La sécurité des droits fonciers des femmes et des filles est liée à l’augmentation des capacités de leadership et d’autonomie des femmes, à l’amélioration des opportunités économiques, à une meilleure sécurité sociale, à la sûreté et à une position sociétale plus digne.

(ILC/Jason Taylor)

La sécurité des droits fonciers des femmes et des filles est liée à l’augmentation des capacités de leadership et d’autonomie des femmes, à l’amélioration des opportunités économiques, à une meilleure sécurité sociale, à la sûreté et à une position sociétale plus digne. Cela contribue à créer des ménages et des communautés prospères et résilientes, avec de meilleurs revenus, une meilleure nutrition des enfants, de meilleurs résultats éducatifs pour les filles, un renforcement du pouvoir de décision des femmes et une utilisation plus durable des ressources naturelles.

Toutefois, dans de nombreux pays d’Asie, l’accès à la terre des femmes et leur pouvoir de décision sur celle-ci, en termes de propriété, d’utilisation et de sécurité des droits fonciers, sont limités et souvent entravés par les normes sociales existantes et les attitudes patriarcales. Cette situation est encore aggravée par des instruments politiques et des cadres juridiques restrictifs et/ou une faible application de la loi aux niveaux local et national.

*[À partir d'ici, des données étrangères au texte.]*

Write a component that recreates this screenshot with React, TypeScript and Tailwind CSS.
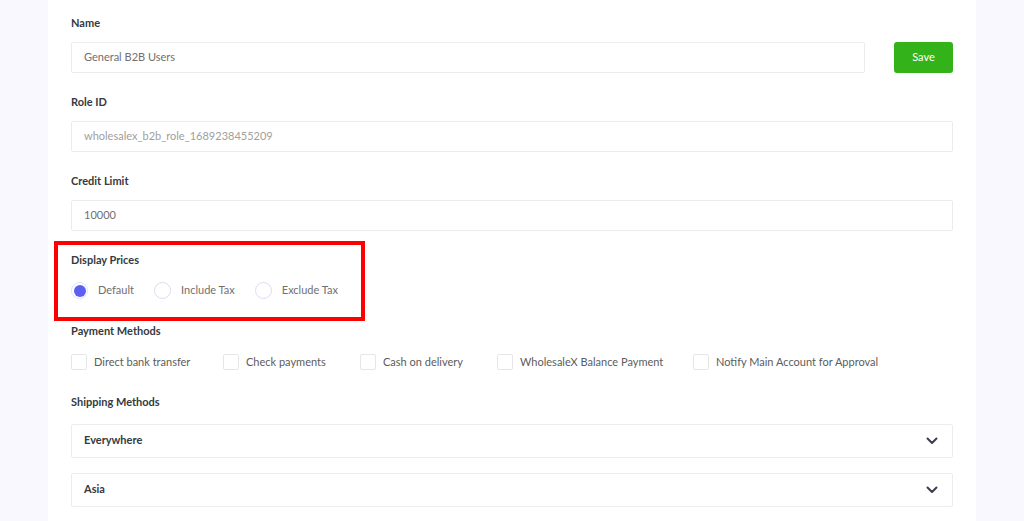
import React from "react";

const font = { fontFamily: 'Lato, "Open Sans", sans-serif' };

function Label({ children }: { children: React.ReactNode }) {
  return <div className="h-4 text-[11px] leading-4 font-bold text-[#343a40] whitespace-nowrap">{children}</div>;
}

function Chevron() {
  return (
    <svg width="12" height="8" viewBox="0 0 12 8" fill="none">
      <path d="M1.5 1.5 L6 6 L10.5 1.5" stroke="#3a3f4b" strokeWidth="2" strokeLinecap="round" strokeLinejoin="round" />
    </svg>
  );
}

function Radio({ checked, label }: { checked?: boolean; label: string }) {
  return (
    <div className="flex items-center whitespace-nowrap">
      {checked ? (
        <div className="w-[17px] h-[17px] rounded-full border border-[#e2e2fb] flex items-center justify-center">
          <div className="w-[12px] h-[12px] rounded-full bg-[#5d5ff3]" />
        </div>
      ) : (
        <div className="w-[17px] h-[17px] rounded-full border border-[#dcdcf2] bg-white" />
      )}
      <span className="ml-[10px] text-[11px] text-[#707070]">{label}</span>
    </div>
  );
}

function Check({ label, w }: { label: string; w: string }) {
  return (
    <div className={`flex items-center whitespace-nowrap ${w}`}>
      <div className="w-4 h-4 rounded-[2px] border border-[#e6e6e6] bg-white" />
      <span className="ml-[7px] text-[11px] text-[#5c5c5c]">{label}</span>
    </div>
  );
}

function Accordion({ title, className }: { title: string; className?: string }) {
  return (
    <div className={`h-[34px] border border-[#ededed] rounded-[2px] flex items-center justify-between pl-[12px] pr-[14px] ${className ?? ""}`}>
      <span className="text-[11px] font-bold text-[#343a40]">{title}</span>
      <Chevron />
    </div>
  );
}

export default function App() {
  return (
    <div className="w-[1024px] h-[521px] bg-[#f8f8fe] flex overflow-hidden" style={font}>
      <div className="ml-[48px] w-[928px] h-full bg-white pl-[23px] pr-[23px] pt-[15px]">
        <Label>Name</Label>
        <div className="mt-[11px] flex">
          <div className="w-[794px] h-[31px] border border-[#ececec] rounded-[2px] flex items-center pl-[12px] text-[11px] text-[#707070]">
            General B2B Users
          </div>
          <button className="ml-[29px] w-[59px] h-[31px] rounded-[3px] bg-[#33b21a] text-white text-[11px]">Save</button>
        </div>

        <div className="mt-[21px]"><Label>Role ID</Label></div>
        <div className="mt-[11px] h-[31px] border border-[#ececec] rounded-[2px] flex items-center pl-[12px] text-[11px] text-[#a0a0a0]">
          wholesalex_b2b_role_1689238455209
        </div>

        <div className="mt-[21px]"><Label>Credit Limit</Label></div>
        <div className="mt-[11px] h-[31px] border border-[#ececec] rounded-[2px] flex items-center pl-[12px] text-[11px] text-[#707070]">
          10000
        </div>

        <div className="mt-[10px] ml-[-17px] w-[311px] border-4 border-[#ff0000] pl-[13px] pt-[7px] pb-[18px]">
          <Label>Display Prices</Label>
          <div className="mt-[14px] flex items-center gap-[20px]">
            <Radio checked label="Default" />
            <Radio label="Include Tax" />
            <Radio label="Exclude Tax" />
          </div>
        </div>

        <div className="mt-[2px]"><Label>Payment Methods</Label></div>
        <div className="mt-[15px] flex items-center">
          <Check w="w-[152px]" label="Direct bank transfer" />
          <Check w="w-[137px]" label="Check payments" />
          <Check w="w-[137px]" label="Cash on delivery" />
          <Check w="w-[196px]" label="WholesaleX Balance Payment" />
          <Check w="" label="Notify Main Account for Approval" />
        </div>

        <div className="mt-[23px]"><Label>Shipping Methods</Label></div>
        <Accordion title="Everywhere" className="mt-[14px]" />
        <Accordion title="Asia" className="mt-[15px]" />
      </div>
    </div>
  );
}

L’intersection des identités des femmes — autochtones, jeunes, rurales et pauvres en milieu urbain, notamment — définit l’importance de leur accès à la terre et aux ressources naturelles. Les femmes autochtones, par exemple, s’appuient sur les connaissances traditionnelles transmises de génération en génération pour assurer leur vie quotidienne. Ces connaissances leur permettent également de conserver leurs terres et territoires ainsi que leur culture.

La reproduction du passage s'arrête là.